What you need to do
Set the listing down unchanged, minus every embedded image.

Supplied material
* Start *
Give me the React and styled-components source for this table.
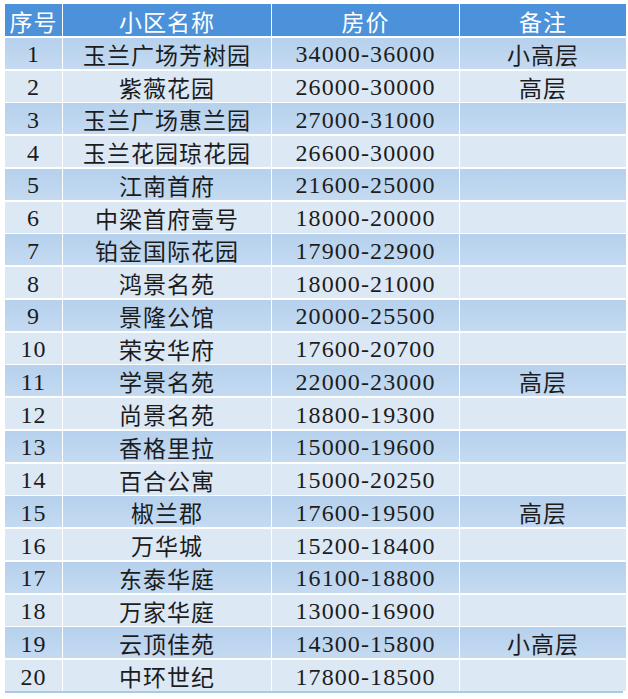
import React from 'react';
import styled, { createGlobalStyle } from 'styled-components';

const GlobalStyle = createGlobalStyle`
    html, body {
        margin: 0;
        padding: 0;
        background: #ffffff;
    }
`

const rows = [
    ['1', '玉兰广场芳树园', '34000-36000', '小高层'],
    ['2', '紫薇花园', '26000-30000', '高层'],
    ['3', '玉兰广场惠兰园', '27000-31000', ''],
    ['4', '玉兰花园琼花园', '26600-30000', ''],
    ['5', '江南首府', '21600-25000', ''],
    ['6', '中梁首府壹号', '18000-20000', ''],
    ['7', '铂金国际花园', '17900-22900', ''],
    ['8', '鸿景名苑', '18000-21000', ''],
    ['9', '景隆公馆', '20000-25500', ''],
    ['10', '荣安华府', '17600-20700', ''],
    ['11', '学景名苑', '22000-23000', '高层'],
    ['12', '尚景名苑', '18800-19300', ''],
    ['13', '香格里拉', '15000-19600', ''],
    ['14', '百合公寓', '15000-20250', ''],
    ['15', '椒兰郡', '17600-19500', '高层'],
    ['16', '万华城', '15200-18400', ''],
    ['17', '东泰华庭', '16100-18800', ''],
    ['18', '万家华庭', '13000-16900', ''],
    ['19', '云顶佳苑', '14300-15800', '小高层'],
    ['20', '中环世纪', '17800-18500', ''],
]

const Table = styled.div`
    margin: 4px 5px 0 5px;
    width: 618px;
    display: flex;
    flex-direction: column;
    gap: 1.75px;
    border-bottom: 2px solid #a9c8ea;
`

const Row = styled.div`
    display: grid;
    grid-template-columns: 57px 208px 187px 166px;
    column-gap: 1px;
    height: ${(p) => (p.$head ? '32px' : '31px')};
`

const Cell = styled.div`
    display: flex;
    align-items: center;
    justify-content: center;
    padding-top: 2px;
    line-height: 1;
    font-family: ${(p) =>
        p.$num
            ? '"Liberation Serif", "Times New Roman", "DejaVu Serif", serif'
            : '"Noto Sans CJK SC", "Noto Sans", sans-serif'};
    font-size: ${(p) => (p.$num ? '24px' : '23px')};
    letter-spacing: ${(p) => (p.$num ? '1.1px' : '1px')};
    color: ${(p) => (p.$head ? '#ffffff' : '#1c1c1c')};
    background: ${(p) =>
        p.$head
            ? '#4b92da'
            : p.$odd
                ? 'linear-gradient(#b6d1ed, #c4daf1)'
                : '#dde8f5'};
    white-space: nowrap;
`

function App() {
    return (
        <>
            <GlobalStyle />
            <Table>
                <Row $head>
                    <Cell $head>序号</Cell>
                    <Cell $head>小区名称</Cell>
                    <Cell $head>房价</Cell>
                    <Cell $head>备注</Cell>
                </Row>
                {rows.map((r, i) => (
                    <Row key={r[0]}>
                        <Cell $odd={i % 2 === 0} $num>{r[0]}</Cell>
                        <Cell $odd={i % 2 === 0}>{r[1]}</Cell>
                        <Cell $odd={i % 2 === 0} $num>{r[2]}</Cell>
                        <Cell $odd={i % 2 === 0}>{r[3]}</Cell>
                    </Row>
                ))}
            </Table>
        </>
    );
}

export default App;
* End *
Result
Give me the React and styled-components source for this table.
import React from 'react';
import styled, { createGlobalStyle } from 'styled-components';

const GlobalStyle = createGlobalStyle`
    html, body {
        margin: 0;
        padding: 0;
        background: #ffffff;
    }
`

const rows = [
    ['1', '玉兰广场芳树园', '34000-36000', '小高层'],
    ['2', '紫薇花园', '26000-30000', '高层'],
    ['3', '玉兰广场惠兰园', '27000-31000', ''],
    ['4', '玉兰花园琼花园', '26600-30000', ''],
    ['5', '江南首府', '21600-25000', ''],
    ['6', '中梁首府壹号', '18000-20000', ''],
    ['7', '铂金国际花园', '17900-22900', ''],
    ['8', '鸿景名苑', '18000-21000', ''],
    ['9', '景隆公馆', '20000-25500', ''],
    ['10', '荣安华府', '17600-20700', ''],
    ['11', '学景名苑', '22000-23000', '高层'],
    ['12', '尚景名苑', '18800-19300', ''],
    ['13', '香格里拉', '15000-19600', ''],
    ['14', '百合公寓', '15000-20250', ''],
    ['15', '椒兰郡', '17600-19500', '高层'],
    ['16', '万华城', '15200-18400', ''],
    ['17', '东泰华庭', '16100-18800', ''],
    ['18', '万家华庭', '13000-16900', ''],
    ['19', '云顶佳苑', '14300-15800', '小高层'],
    ['20', '中环世纪', '17800-18500', ''],
]

const Table = styled.div`
    margin: 4px 5px 0 5px;
    width: 618px;
    display: flex;
    flex-direction: column;
    gap: 1.75px;
    border-bottom: 2px solid #a9c8ea;
`

const Row = styled.div`
    display: grid;
    grid-template-columns: 57px 208px 187px 166px;
    column-gap: 1px;
    height: ${(p) => (p.$head ? '32px' : '31px')};
`

const Cell = styled.div`
    display: flex;
    align-items: center;
    justify-content: center;
    padding-top: 2px;
    line-height: 1;
    font-family: ${(p) =>
        p.$num
            ? '"Liberation Serif", "Times New Roman", "DejaVu Serif", serif'
            : '"Noto Sans CJK SC", "Noto Sans", sans-serif'};
    font-size: ${(p) => (p.$num ? '24px' : '23px')};
    letter-spacing: ${(p) => (p.$num ? '1.1px' : '1px')};
    color: ${(p) => (p.$head ? '#ffffff' : '#1c1c1c')};
    background: ${(p) =>
        p.$head
            ? '#4b92da'
            : p.$odd
                ? 'linear-gradient(#b6d1ed, #c4daf1)'
                : '#dde8f5'};
    white-space: nowrap;
`

function App() {
    return (
        <>
            <GlobalStyle />
            <Table>
                <Row $head>
                    <Cell $head>序号</Cell>
                    <Cell $head>小区名称</Cell>
                    <Cell $head>房价</Cell>
                    <Cell $head>备注</Cell>
                </Row>
                {rows.map((r, i) => (
                    <Row key={r[0]}>
                        <Cell $odd={i % 2 === 0} $num>{r[0]}</Cell>
                        <Cell $odd={i % 2 === 0}>{r[1]}</Cell>
                        <Cell $odd={i % 2 === 0} $num>{r[2]}</Cell>
                        <Cell $odd={i % 2 === 0}>{r[3]}</Cell>
                    </Row>
                ))}
            </Table>
        </>
    );
}

export default App;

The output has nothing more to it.